Barclays to face class action lawsuit from shareholders over unauthorised US debt issuance
A US judge has ruled that Barclays must face a class action lawsuit by shareholders accusing the bank of securities fraud. In 2022, it emerged that the structured and exchange-traded notes issued by Barclays over the previous five years had exceeded the volume US regulators had authorised by $15.2bn, an excess subsequently found to be $17.7bn. Barclays offered to repurchase the debt and set aside £1.59bn for the breach of the issuance limit. The US District Court in Manhattan has ruled that shareholders had sufficiently demonstrated that Barclays' failure to disclose the absence of internal controls that might have prevented the lapse could constitute a material omission of fact.
Best source: Reuters (free registration)

US directors’ association raises concern over regulator’s new banking governance guidelines
The US National Association of Corporate Directors has expressed concern about a proposal from the Federal Deposit Insurance Corporation to implement corporate governance guidelines for non-member banks, including state-chartered institutions and state-licensed insured branches of foreign banks with assets exceeding $10bn. The association's president and CEO Peter Gleason says the guidelines should be voluntary and that the organisation is concerned about the precedents the proposed rules could set for sectors outside banking. He suggests a distinction should be drawn between recommendations and requirements to lower the risk of excessive prescriptiveness and reduce the potential increase in directors' liability exposure.
Best source: Governance Intelligence

Temenos to conduct independent review of Hindenburg false accounting allegations
Shares in Temenos have fallen sharply after a report by short-selling firm Hindenburg Research alleged accounting irregularities at the Swiss financial software company. The firm has denied Hindenburg's claims that it was guilty of earnings manipulation and other irregularities including roundtripping of revenue, sham partnerships, pulling forward of contract renewals, backdated contracts and excessive capitalisation of spurious R&D investments, but its board of directors has ordered an independent third-party review of the allegations. Activist investor Petrus Advisers has called for the departure of interim Temenos CEO Andreas Andreades, but has defended the company's performance in recent years.
Best source: Bloomberg (subscription required)
See also: FinTech Futures

Sequoia drops plan to seek removal of Michael Moritz from Klarna board
Sequoia Capital has abandoned an attempt to remove its former partner Michael Moritz from Klarna’s board of directors, days after the attempt was launched by Sequoia-nominated director Matthew Miller. The unexpected move against Moritz had threatened to open a boardroom clash within the buy now, pay later firm as it moves ahead with plans for an IPO, but Miller will instead leave the board himself.
Best source: The Information (subscription required)
See also: Financial Times (subscription required)

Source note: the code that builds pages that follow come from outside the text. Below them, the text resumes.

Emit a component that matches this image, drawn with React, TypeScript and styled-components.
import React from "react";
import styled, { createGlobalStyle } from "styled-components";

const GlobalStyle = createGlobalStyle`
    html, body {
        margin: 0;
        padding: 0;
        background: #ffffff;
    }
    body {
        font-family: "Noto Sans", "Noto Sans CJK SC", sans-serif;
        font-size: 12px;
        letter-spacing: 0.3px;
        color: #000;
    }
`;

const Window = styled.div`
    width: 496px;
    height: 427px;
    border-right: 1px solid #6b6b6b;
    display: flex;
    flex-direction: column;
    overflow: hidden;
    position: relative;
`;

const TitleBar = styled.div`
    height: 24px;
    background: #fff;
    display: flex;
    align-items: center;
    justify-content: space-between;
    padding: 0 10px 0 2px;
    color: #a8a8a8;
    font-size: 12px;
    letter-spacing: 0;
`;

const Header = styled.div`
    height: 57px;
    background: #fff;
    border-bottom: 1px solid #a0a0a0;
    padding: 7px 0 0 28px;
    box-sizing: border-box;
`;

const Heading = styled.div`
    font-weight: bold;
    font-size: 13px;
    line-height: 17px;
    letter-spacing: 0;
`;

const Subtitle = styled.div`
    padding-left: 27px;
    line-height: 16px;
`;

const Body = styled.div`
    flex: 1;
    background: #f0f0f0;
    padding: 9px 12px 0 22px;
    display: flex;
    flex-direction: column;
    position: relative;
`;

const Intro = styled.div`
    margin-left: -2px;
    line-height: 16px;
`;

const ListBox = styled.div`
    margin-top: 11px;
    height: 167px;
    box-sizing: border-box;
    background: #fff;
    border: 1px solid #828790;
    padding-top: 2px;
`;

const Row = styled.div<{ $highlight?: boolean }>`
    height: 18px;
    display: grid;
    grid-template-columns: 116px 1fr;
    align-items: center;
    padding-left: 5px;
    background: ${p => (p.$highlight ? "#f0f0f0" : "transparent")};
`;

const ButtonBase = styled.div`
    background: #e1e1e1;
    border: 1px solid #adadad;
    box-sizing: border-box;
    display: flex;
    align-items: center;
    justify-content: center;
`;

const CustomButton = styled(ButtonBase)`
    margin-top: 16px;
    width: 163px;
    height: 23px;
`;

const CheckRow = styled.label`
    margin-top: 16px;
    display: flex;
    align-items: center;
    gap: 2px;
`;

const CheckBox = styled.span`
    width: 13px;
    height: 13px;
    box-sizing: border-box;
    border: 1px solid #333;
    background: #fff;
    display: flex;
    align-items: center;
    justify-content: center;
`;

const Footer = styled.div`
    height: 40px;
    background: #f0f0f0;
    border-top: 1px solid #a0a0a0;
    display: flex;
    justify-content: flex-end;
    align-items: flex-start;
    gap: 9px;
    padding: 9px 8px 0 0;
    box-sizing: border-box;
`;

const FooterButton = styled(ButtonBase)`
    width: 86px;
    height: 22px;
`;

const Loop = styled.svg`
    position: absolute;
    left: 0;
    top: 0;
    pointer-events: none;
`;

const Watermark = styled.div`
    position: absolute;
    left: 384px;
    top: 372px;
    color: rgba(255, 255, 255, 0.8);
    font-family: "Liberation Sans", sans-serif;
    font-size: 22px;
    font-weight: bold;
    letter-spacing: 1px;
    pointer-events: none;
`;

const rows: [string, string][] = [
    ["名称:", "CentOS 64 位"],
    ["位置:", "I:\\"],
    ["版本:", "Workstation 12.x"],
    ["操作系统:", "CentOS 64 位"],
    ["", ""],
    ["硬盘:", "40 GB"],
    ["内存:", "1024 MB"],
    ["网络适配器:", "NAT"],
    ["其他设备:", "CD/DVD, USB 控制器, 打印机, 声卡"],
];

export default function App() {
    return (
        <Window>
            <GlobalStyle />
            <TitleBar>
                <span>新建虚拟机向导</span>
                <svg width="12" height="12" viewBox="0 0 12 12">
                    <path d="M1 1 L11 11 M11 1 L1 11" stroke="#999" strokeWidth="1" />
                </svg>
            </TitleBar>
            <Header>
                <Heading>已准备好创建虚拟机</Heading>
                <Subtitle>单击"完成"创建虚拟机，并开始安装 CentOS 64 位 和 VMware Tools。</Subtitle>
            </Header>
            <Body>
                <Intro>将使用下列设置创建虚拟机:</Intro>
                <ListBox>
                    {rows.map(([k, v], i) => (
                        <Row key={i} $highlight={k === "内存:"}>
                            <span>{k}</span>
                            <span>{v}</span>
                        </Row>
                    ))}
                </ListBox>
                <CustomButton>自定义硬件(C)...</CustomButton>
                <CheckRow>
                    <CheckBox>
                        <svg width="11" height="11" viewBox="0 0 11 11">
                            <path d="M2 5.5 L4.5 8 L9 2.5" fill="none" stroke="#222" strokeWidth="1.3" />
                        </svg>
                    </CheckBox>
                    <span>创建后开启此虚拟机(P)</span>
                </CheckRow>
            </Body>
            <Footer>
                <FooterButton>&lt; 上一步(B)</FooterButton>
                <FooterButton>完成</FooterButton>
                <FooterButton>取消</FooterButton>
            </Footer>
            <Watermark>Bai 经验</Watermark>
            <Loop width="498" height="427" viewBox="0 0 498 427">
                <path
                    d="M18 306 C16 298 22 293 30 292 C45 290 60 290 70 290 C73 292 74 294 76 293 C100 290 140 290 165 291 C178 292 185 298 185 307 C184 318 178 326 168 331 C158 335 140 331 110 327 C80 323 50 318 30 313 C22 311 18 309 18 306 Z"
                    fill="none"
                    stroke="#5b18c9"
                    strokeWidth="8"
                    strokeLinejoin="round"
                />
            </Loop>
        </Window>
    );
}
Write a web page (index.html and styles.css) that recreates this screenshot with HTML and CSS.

Trade union warns Luxembourg’s research sector could be damaged by poor working conditions
The OGBL trade union has warned that Luxembourg could become unattractive as a location for research due to high housing costs and the lack of permanent job positions, with most researchers having fixed-term employment contracts. The union says it has raised its concerns with the Ministry of Research and Higher Education, noting that the new government's coalition agreement did not address the working conditions of researchers. The union is calling for an improved collective employment agreement for the sector.